A trio of twenty-somethings who played their college golf at Texas head up the list of rising PGA Tour stars in the field. Dylan Frittelli won a tournament late in the 2018-19 season and began this season with back-to-back top 10s. Scottie Scheffler also has a pair of top 10s this season after ranking as the No. 1 player on the 2019 KF Tour. Beau Hossler had a pair of runner-up finishes in his rookie season in 2017-18 and has also played well in recent weeks.
Doc Redman, who won the 2017 U.S. Amateur Championship while a member of the Clemson golf team, played his way onto the PGA Tour thanks to a runner-up finish last season in Detroit, and is among the non-Longhorn category of promising youngsters, along with Virginia’s Denny McCarthy, one of the most consistent players on the PGA Tour this season, and the St. Simons duo of Poston and Mitchell, both winners earlier this year.

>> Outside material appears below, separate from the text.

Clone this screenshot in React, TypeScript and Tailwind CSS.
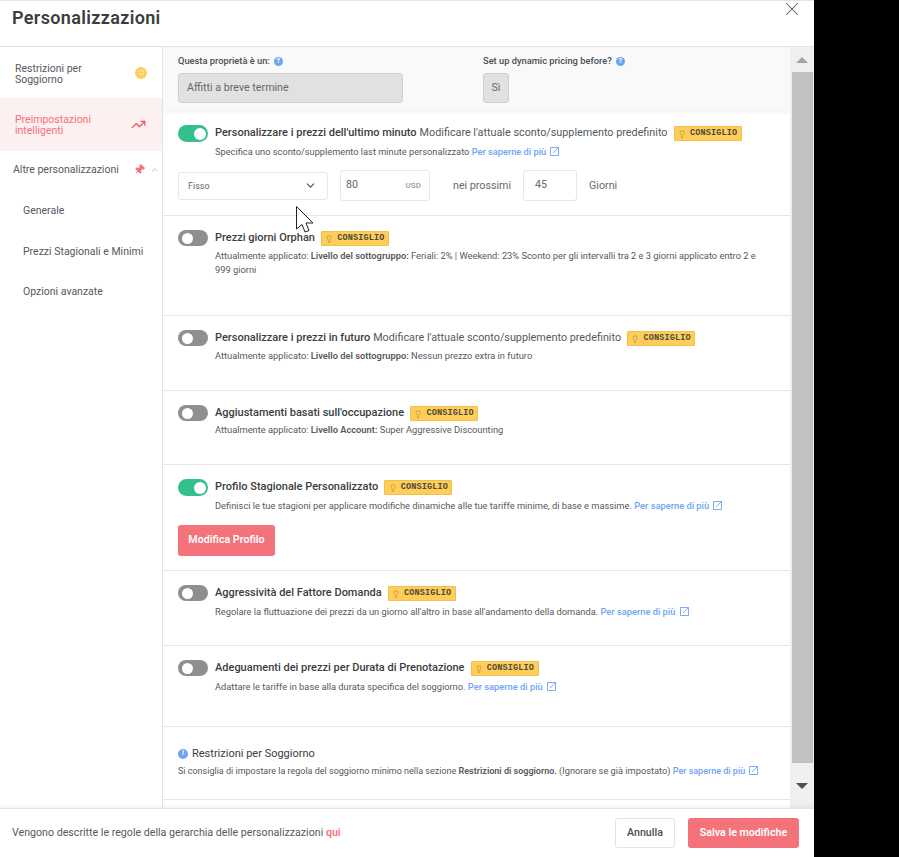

Mitchell is one of 11 Georgia Bulldogs in the field, with Augusta’s Greyson Sigg a late sponsor exemption. Sigg has been a top 20 player each of the last three seasons on the Canadian Tour, finishing in the top 10 in 2019.
Other players of note with Georgia ties are fellow Augustans Luke List and Vaughn Taylor, Macon native and ex-Bulldog Russell Henley and Georgia Tech’s Chesson Hadley.
The first day spectators are allowed at the tournament is Wednesday, with admission to the Yamaha Pro-Am free. Daily tickets and weekly badges are still on sale locally, with the number for information 912-634-3266. The tournament web site is rsmclassic.com.
Free parking is located at the St. Simons airport, with shuttles bringing spectators to the course. The airport will also be the site of a concert Saturday night featuring country music singer/songwriter Cole Swindell.
For those unable to attend the tournament, the Golf Channel will provide live coverage of all four rounds, with cameras on both Seaside and Plantation the first two days. Broadcast times are noon to 4 p.m. Thursday and Friday and 1-4 p.m. Sunday with prime time replays Thursday, Friday and Saturday and Sunday re-airs from 5-8 p.m. and 11 p.m.-2 a.m.